No matter how loved BG 1&2 is, you don't release a sequel 20 years later that only makes sense if you've played the previous games. The previous games are older than a sizeable part of their potential playerbase.
While the trailer was interesting, it really didn't do anything for me in terms of what we might see. While we can be sure it is going to be an "RPG" the label has become rather useless in telling us anything. I'm hoping for a Shadowrun/Wastelands style classic 3rd person RPG, and not a Fallout 3/4, or Mass Effect style first person action RPG, or Diablo style 3rd person action RPG.
Not sure between open world and more directly story-driven, though I'm going to say I've enjoyed story driven games a lot more than open world in the last decade or so.
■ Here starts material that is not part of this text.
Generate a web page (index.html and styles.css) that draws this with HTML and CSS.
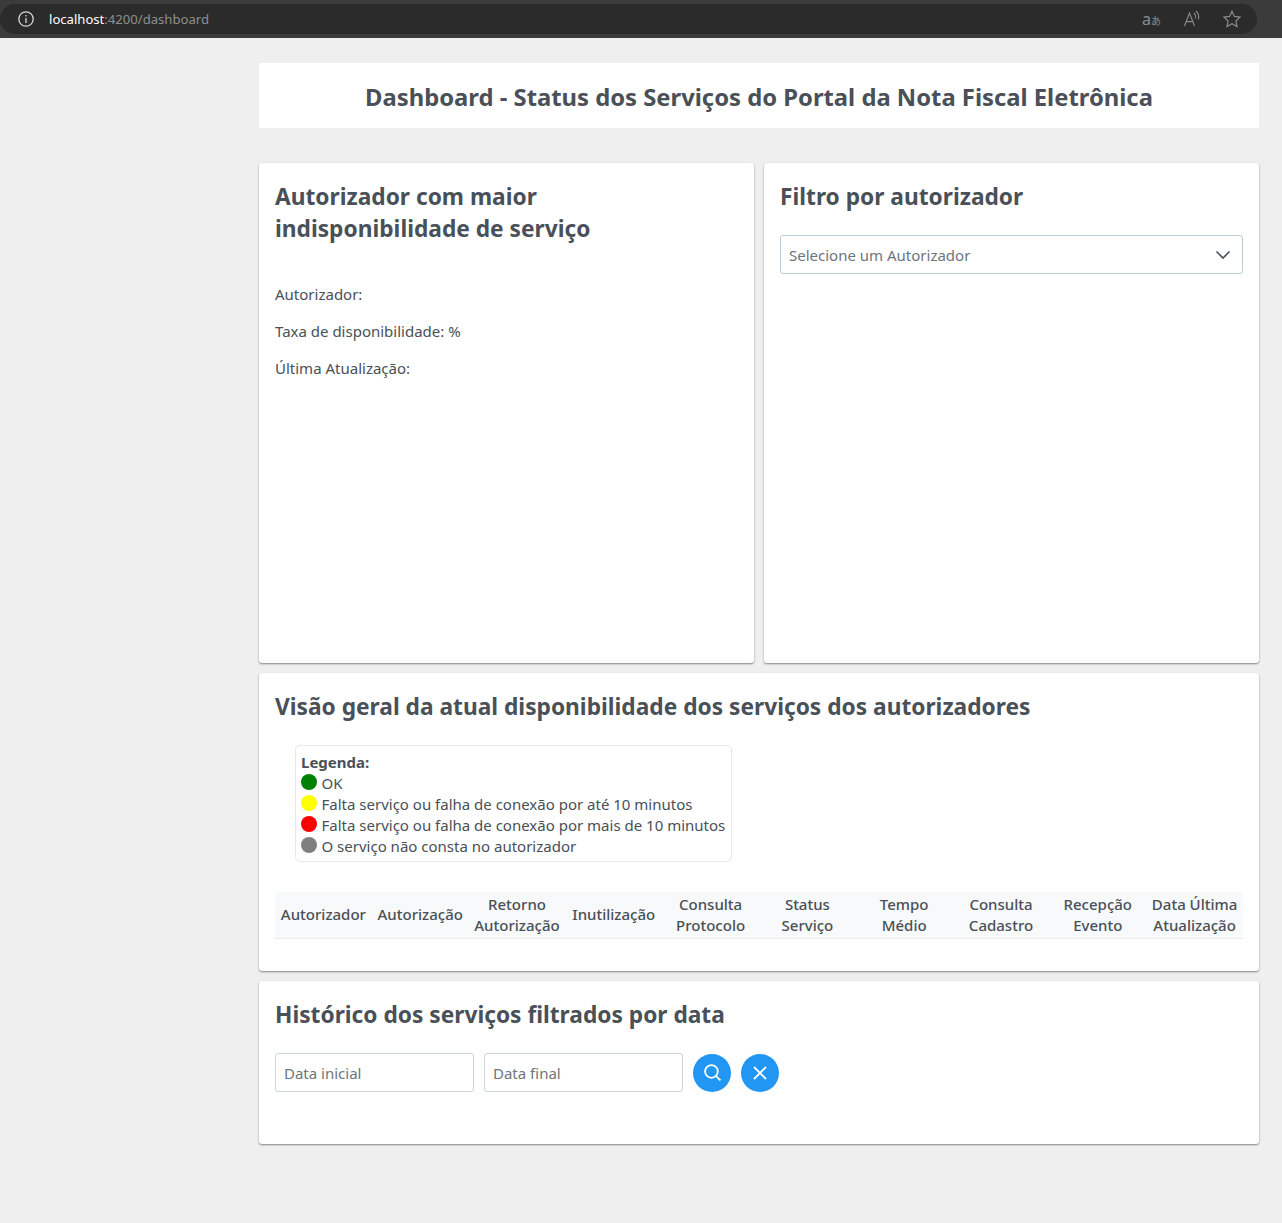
FILE: index.html
```html
<!DOCTYPE html>
<html>
	<head>
		<meta charset="UTF-8">
		<title>Dashboard</title>
		<link rel="stylesheet" href="styles.css">
	</head>
	<body>
		<div class="browser-bar">
			<div class="address">
				<svg class="info-icon" width="18" height="18" viewBox="0 0 18 18" fill="none" stroke="#d8d8d8" stroke-width="1.3">
					<circle cx="9" cy="9" r="7.2"/>
					<path d="M9 8v5"/>
					<path d="M9 5v1.4"/>
				</svg>
				<span class="url"><b>localhost</b>:4200/dashboard</span>
				<div class="bar-icons">
					<span class="translate"><span class="translate-a">a</span>あ</span>
					<svg width="18" height="18" viewBox="0 0 18 18" fill="none" stroke="#8c8c8c" stroke-width="1.1">
						<path d="M1.5 16 6.5 3l5 13M3.2 11.6h6.6"/>
						<path d="M11 3c1.3 1.2 1.9 3 1.6 5.5M13 1c2.2 1.8 3.2 5 2.4 8.5"/>
					</svg>
					<svg width="18" height="18" viewBox="0 0 18 18" fill="none" stroke="#8c8c8c" stroke-width="1.2">
						<path d="M9 1.2l2.4 5.2 5.6.7-4.1 3.9 1.1 5.6L9 13.8l-5 2.8 1.1-5.6L1 7.1l5.6-.7z"/>
					</svg>
				</div>
			</div>
		</div>
		<div class="page">
			<div class="title-box">
				<h1>Dashboard - Status dos Serviços do Portal da Nota Fiscal Eletrônica</h1>
			</div>
			<div class="top-cards">
				<div class="card tall">
					<h2 class="wrapped">Autorizador com maior indisponibilidade de serviço</h2>
					<div class="facts">
						<p>Autorizador:</p>
						<p>Taxa de disponibilidade: %</p>
						<p>Última Atualização:</p>
					</div>
				</div>
				<div class="card tall">
					<h2>Filtro por autorizador</h2>
					<div class="select">
						<span>Selecione um Autorizador</span>
						<svg width="16" height="10" viewBox="0 0 16 10" fill="none" stroke="#48525c" stroke-width="1.6">
							<path d="M1.5 1.5 8 8l6.5-6.5"/>
						</svg>
					</div>
				</div>
			</div>
			<div class="card overview">
				<h2>Visão geral da atual disponibilidade dos serviços dos autorizadores</h2>
				<div class="legend">
					<strong>Legenda:</strong>
					<div class="legend-row"><i class="dot green"></i>OK</div>
					<div class="legend-row"><i class="dot yellow"></i>Falta serviço ou falha de conexão por até 10 minutos</div>
					<div class="legend-row"><i class="dot red"></i>Falta serviço ou falha de conexão por mais de 10 minutos</div>
					<div class="legend-row"><i class="dot gray"></i>O serviço não consta no autorizador</div>
				</div>
				<table>
					<thead>
						<tr>
							<th>Autorizador</th>
							<th>Autorização</th>
							<th>Retorno Autorização</th>
							<th>Inutilização</th>
							<th>Consulta Protocolo</th>
							<th>Status Serviço</th>
							<th>Tempo Médio</th>
							<th>Consulta Cadastro</th>
							<th>Recepção Evento</th>
							<th>Data Última Atualização</th>
						</tr>
					</thead>
				</table>
			</div>
			<div class="card history">
				<h2>Histórico dos serviços filtrados por data</h2>
				<div class="date-row">
					<input class="date-input" type="text" placeholder="Data inicial">
					<input class="date-input" type="text" placeholder="Data final">
					<button class="round-btn">
						<svg width="19" height="19" viewBox="0 0 18 18" fill="none" stroke="#fff" stroke-width="1.7">
							<circle cx="8" cy="8" r="6"/>
							<path d="M12.4 12.4 16.5 16.5"/>
						</svg>
					</button>
					<button class="round-btn">
						<svg width="16" height="16" viewBox="0 0 16 16" fill="none" stroke="#fff" stroke-width="1.8">
							<path d="M2 2l12 12M14 2 2 14"/>
						</svg>
					</button>
				</div>
			</div>
		</div>
	</body>
</html>
```

FILE: styles.css
```css
* {
	box-sizing: border-box;
}
body {
	margin: 0;
	min-height: 1223px;
	background-color: #efefef;
	color: #495057;
	font-family: "Noto Sans", "Open Sans", sans-serif;
	font-size: 15px;
}
.browser-bar {
	height: 38px;
	padding: 4px 25px 4px 0;
	background-color: #3b3b3b;
}
.address {
	display: flex;
	align-items: center;
	height: 30px;
	padding: 0 16px 0 17px;
	border-radius: 15px;
	background-color: #2b2b2b;
	font-size: 13.1px;
	color: #8f8f8f;
}
.url {
	margin-left: 14px;
}
.url b {
	font-weight: normal;
	color: #fff;
}
.bar-icons {
	display: flex;
	align-items: center;
	gap: 22px;
	margin-left: auto;
}
.translate {
	font-size: 10px;
	color: #8c8c8c;
	font-family: "Noto Sans CJK JP", sans-serif;
}
.translate-a {
	font-family: "Noto Sans", sans-serif;
	font-size: 16px;
}
.page {
	display: flex;
	flex-direction: column;
	gap: 10px;
	width: 1000px;
	margin: 25px 23px 0 auto;
}
.title-box {
	height: 65px;
	margin-bottom: 25px;
	background-color: #fff;
	text-align: center;
}
h1 {
	margin: 0;
	font-size: 23.8px;
	line-height: 68px;
	font-weight: 700;
}
h2 {
	margin: 0;
	font-size: 22.72px;
	line-height: 32px;
	font-weight: 700;
}
.wrapped {
	max-width: 400px;
}
.top-cards {
	display: grid;
	grid-template-columns: 1fr 1fr;
	gap: 10px;
}
.card {
	padding: 18px 16px 16px;
	border-radius: 3px;
	background-color: #fff;
	box-shadow: 0 1px 2px rgba(0, 0, 0, 0.45);
}
.tall {
	height: 500px;
}
.facts {
	margin-top: 38px;
}
.facts p {
	margin: 0 0 15px;
	line-height: 22px;
}
.select {
	display: flex;
	align-items: center;
	justify-content: space-between;
	height: 39px;
	margin-top: 22px;
	padding: 0 11px 0 8px;
	border: 1px solid #bccbd8;
	border-radius: 3px;
	color: #6c757d;
}
.overview {
	height: 298px;
}
.legend {
	width: 437px;
	margin: 22px 0 30px 20px;
	padding: 6px 5px 4px;
	border: 1px solid #e6e6f5;
	border-radius: 5px;
	line-height: 21px;
}
.legend strong {
	display: block;
	font-weight: 700;
}
.legend-row {
	display: flex;
	align-items: center;
	white-space: nowrap;
}
.dot {
	flex: none;
	width: 16px;
	height: 16px;
	margin: -3px 4.5px 0 0;
	border-radius: 50%;
}
.green {
	background-color: green;
}
.yellow {
	background-color: yellow;
}
.red {
	background-color: red;
}
.gray {
	background-color: gray;
}
table {
	width: 100%;
	border-collapse: collapse;
	table-layout: fixed;
}
th {
	height: 46px;
	padding: 0 2px;
	border-bottom: 1px solid #e9ecef;
	background-color: #f8f9fa;
	font-weight: 500;
	line-height: 21px;
	text-align: center;
}
.history {
	height: 163px;
}
.date-row {
	display: flex;
	align-items: center;
	gap: 10px;
	margin-top: 22px;
}
.date-input {
	width: 199px;
	height: 39px;
	padding: 0 8px;
	border: 1px solid #ced4da;
	border-radius: 3px;
	font-family: inherit;
	font-size: 15px;
}
.date-input::placeholder {
	color: #6c757d;
}
.round-btn {
	display: flex;
	align-items: center;
	justify-content: center;
	width: 38px;
	height: 38px;
	padding: 0;
	border: none;
	border-radius: 50%;
	background-color: #2196f3;
}
```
That's not a hard and fast rule in video games. Fallout, Elder Scrolls, Divinity: Original Sin, Neverwinter Nights. Though they take place in the same worlds, they all have different characters.
Anyway, there's more information in this interview.
Ok.
Make that an Alien Invasion of Spelljammer Illithids!!
Thanks for the interview link.
I hope it's playable without Google Stadia. I try to avoid all Google products and services as much as possible (unavoidable with Android).